Why We Need to Stop Shaming Body Hair!

For centuries, women have been required to present their bodies as hairless as possible. Our author Anneli von Klitzing explains how fundamentally problematic this social habit actually is.


When finally a long overdue, extensive dance evening is approaching, I can hardly wait to throw myself into my skin-tight yellow dress and put my painstakingly growing hair on display. It’s been far too long since I’ve really dressed up. Gatherings like this are always a glamorous event and I am just unbiased in my opinion: my girlfriends have the most beautiful beards on this continent. 

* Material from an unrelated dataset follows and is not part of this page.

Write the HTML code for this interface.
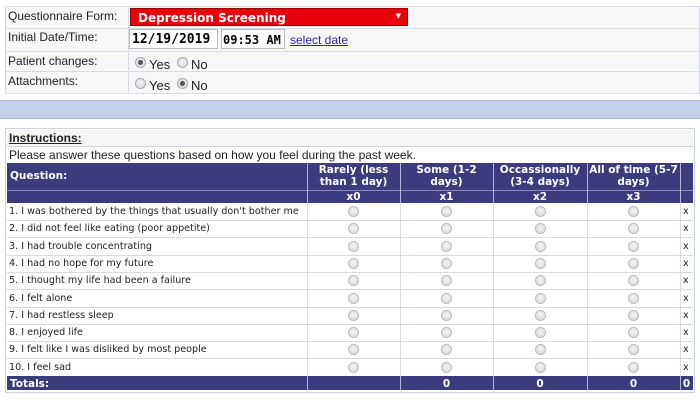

The elaborate styling of the beards requires sophistication. For example, since I’m blonde, my beard just doesn’t grow as thick. I always try to add a little beard dye to my grooming lotion to make my beard hair look fuller. We use combs the size of a pinky finger to make our hair extra purr-fect, depending on the length. My creation turns out sparse. Narrow and elegant at best.

Without a doubt, the best beard style is Magdalena’s. She has beautiful, long and dark beard hair, which she either braids into endless pigtails or lets grow upwards with gel, like a proud, headstrong rose. She then paints her eyebrows in the most beautiful colors depending on the beard style, her face the canvas of her art. 

What I like most about my yellow dress is the perfect composition with my shimmering gold, finely coiffed leg hair. Rarely have we been able to celebrate our bodies as unrestrictedly as we do now.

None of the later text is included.